• GOAL
Give back a single number, the count of lines containing the word "styles".

········

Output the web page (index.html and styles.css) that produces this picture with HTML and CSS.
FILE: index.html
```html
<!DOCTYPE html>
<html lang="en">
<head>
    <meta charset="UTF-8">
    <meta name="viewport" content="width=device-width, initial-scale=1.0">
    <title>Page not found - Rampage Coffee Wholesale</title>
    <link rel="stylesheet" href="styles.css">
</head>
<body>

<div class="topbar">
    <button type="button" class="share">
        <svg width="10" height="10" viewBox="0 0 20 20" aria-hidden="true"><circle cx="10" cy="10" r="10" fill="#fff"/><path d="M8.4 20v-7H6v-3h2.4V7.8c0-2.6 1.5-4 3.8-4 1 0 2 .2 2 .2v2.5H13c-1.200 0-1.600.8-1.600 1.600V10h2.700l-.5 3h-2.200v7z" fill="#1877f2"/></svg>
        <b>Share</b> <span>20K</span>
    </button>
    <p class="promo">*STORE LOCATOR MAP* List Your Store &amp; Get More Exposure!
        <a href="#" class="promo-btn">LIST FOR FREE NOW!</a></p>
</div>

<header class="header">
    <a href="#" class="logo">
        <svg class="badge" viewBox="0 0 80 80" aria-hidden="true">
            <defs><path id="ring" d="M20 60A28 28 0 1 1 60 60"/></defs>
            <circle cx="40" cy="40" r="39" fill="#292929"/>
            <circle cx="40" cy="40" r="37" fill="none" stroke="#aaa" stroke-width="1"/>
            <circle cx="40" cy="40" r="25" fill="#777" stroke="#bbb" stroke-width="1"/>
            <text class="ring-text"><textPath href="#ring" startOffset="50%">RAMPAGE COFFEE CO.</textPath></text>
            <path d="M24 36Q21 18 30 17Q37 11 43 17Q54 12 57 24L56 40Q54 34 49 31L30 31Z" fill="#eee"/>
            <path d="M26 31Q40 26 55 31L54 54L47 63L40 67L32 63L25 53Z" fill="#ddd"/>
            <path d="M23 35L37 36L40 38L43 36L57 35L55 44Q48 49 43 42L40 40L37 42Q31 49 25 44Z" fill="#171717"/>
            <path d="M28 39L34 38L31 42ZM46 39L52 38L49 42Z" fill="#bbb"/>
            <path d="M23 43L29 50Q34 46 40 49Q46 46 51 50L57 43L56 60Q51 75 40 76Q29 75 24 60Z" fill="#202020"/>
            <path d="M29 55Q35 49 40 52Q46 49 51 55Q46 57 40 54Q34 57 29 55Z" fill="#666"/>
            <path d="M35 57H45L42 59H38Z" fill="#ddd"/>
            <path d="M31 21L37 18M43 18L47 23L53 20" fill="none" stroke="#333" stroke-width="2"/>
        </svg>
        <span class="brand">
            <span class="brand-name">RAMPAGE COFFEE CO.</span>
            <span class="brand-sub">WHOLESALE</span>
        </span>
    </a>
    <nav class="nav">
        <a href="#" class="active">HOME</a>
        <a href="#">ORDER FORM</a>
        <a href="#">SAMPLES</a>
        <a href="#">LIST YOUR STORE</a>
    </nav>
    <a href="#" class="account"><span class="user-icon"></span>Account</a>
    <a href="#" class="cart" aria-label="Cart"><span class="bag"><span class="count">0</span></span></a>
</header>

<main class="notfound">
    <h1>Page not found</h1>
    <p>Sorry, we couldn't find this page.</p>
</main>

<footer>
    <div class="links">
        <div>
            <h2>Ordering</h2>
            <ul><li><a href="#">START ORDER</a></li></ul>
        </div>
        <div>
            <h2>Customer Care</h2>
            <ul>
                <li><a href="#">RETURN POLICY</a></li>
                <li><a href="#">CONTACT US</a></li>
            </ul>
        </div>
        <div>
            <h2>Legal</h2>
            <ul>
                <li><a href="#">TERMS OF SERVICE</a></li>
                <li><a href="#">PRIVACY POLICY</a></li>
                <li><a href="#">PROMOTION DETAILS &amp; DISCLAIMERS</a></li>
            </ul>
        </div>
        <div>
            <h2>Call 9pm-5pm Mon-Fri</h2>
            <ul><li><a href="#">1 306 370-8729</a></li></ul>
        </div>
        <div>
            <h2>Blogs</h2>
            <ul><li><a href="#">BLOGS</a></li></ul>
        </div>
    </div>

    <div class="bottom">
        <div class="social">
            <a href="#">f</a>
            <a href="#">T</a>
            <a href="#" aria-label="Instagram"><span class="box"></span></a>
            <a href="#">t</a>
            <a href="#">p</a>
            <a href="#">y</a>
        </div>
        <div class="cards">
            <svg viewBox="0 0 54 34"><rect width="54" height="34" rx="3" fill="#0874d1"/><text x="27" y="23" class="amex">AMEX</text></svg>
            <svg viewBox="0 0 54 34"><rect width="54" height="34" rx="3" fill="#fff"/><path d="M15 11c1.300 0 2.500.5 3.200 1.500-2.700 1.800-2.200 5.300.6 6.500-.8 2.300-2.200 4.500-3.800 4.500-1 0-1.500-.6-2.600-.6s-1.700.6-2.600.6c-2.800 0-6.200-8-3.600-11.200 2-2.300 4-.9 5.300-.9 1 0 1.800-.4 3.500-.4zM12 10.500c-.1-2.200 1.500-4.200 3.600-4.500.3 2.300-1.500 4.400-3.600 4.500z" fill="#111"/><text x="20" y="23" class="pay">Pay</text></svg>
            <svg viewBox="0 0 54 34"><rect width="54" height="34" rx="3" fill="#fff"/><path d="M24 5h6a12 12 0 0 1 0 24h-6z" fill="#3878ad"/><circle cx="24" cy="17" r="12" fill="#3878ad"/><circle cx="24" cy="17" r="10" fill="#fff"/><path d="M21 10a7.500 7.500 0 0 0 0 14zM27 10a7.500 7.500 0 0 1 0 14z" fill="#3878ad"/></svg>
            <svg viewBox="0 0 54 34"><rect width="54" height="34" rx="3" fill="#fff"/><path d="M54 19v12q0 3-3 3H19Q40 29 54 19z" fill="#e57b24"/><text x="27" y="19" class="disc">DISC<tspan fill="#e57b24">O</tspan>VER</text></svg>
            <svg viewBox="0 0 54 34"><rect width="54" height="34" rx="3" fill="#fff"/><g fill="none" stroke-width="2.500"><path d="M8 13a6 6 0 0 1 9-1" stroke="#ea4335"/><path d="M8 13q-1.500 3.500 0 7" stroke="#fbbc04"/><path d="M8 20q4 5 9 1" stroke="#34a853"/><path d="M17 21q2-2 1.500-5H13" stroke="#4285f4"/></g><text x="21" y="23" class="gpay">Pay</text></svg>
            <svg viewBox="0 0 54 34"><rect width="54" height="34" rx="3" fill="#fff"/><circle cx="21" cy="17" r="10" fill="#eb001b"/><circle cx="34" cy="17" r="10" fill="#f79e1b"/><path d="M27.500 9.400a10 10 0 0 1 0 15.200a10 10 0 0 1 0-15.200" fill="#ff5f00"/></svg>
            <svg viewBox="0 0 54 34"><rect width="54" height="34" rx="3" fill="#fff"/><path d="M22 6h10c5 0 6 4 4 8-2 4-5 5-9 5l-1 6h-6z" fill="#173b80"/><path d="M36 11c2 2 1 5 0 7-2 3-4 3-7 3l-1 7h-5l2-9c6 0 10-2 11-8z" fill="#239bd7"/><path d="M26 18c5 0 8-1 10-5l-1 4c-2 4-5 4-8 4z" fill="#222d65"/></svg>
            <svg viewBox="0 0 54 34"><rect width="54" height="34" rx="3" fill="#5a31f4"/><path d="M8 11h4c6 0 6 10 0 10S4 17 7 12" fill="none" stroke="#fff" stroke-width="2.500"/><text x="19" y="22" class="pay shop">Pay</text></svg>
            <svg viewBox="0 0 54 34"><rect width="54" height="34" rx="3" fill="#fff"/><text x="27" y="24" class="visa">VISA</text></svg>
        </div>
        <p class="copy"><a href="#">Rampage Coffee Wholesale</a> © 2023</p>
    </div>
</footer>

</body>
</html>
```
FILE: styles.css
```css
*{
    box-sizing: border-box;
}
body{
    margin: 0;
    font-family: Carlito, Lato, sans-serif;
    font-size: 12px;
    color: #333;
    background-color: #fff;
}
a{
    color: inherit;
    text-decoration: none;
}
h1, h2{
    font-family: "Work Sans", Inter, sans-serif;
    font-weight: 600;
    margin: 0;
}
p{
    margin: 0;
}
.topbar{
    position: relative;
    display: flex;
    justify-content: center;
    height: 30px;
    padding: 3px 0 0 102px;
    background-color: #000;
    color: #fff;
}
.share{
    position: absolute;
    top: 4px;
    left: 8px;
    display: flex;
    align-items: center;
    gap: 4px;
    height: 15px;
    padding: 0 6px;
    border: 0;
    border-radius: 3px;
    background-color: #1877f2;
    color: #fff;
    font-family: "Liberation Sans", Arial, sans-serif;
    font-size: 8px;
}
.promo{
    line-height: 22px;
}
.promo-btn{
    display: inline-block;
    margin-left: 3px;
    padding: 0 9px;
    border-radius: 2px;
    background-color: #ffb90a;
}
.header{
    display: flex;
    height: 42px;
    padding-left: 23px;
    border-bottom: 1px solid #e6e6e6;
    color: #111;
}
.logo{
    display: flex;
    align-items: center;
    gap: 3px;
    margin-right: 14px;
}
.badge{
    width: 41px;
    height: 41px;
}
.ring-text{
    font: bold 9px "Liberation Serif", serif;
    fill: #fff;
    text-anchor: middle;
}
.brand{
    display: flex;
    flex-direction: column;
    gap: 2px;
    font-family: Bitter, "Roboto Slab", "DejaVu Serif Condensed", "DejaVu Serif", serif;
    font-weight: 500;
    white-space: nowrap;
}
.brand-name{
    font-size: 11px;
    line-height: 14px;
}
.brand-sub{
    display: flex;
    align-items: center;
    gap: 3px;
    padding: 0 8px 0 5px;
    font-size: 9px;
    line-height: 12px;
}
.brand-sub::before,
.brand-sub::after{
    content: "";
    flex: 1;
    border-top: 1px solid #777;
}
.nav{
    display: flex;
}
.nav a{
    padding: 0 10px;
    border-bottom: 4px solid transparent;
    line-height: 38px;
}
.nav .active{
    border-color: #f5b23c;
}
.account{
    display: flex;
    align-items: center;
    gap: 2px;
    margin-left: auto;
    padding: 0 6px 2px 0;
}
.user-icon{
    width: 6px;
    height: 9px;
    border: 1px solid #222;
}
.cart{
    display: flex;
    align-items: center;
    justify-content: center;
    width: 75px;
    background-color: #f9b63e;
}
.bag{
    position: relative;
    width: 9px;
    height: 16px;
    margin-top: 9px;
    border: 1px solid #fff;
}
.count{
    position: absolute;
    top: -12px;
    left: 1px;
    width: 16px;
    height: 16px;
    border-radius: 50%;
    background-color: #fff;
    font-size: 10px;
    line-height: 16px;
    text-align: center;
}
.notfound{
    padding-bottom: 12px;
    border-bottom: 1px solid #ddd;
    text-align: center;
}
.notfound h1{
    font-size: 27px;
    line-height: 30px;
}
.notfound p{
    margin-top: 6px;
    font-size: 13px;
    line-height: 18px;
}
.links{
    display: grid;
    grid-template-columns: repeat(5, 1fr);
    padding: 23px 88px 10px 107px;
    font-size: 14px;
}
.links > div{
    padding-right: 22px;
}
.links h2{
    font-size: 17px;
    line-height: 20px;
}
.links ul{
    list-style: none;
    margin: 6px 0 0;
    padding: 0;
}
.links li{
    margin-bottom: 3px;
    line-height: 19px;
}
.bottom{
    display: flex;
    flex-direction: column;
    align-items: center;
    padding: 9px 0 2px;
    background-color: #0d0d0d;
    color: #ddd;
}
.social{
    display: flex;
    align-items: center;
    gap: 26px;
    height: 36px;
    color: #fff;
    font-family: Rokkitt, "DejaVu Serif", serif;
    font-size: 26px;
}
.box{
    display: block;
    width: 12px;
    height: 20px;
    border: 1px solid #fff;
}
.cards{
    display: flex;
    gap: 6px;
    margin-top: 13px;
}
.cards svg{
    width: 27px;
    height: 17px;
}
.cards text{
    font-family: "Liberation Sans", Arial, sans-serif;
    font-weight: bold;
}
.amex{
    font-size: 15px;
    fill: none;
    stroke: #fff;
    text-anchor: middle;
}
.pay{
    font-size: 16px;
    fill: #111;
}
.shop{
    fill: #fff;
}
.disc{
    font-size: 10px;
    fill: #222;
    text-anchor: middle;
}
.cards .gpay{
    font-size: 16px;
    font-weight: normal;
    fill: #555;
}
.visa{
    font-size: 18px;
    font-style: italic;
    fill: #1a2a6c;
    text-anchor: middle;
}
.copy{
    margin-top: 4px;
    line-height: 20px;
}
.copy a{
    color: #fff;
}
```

········

• EXERCISE RESPONSE
3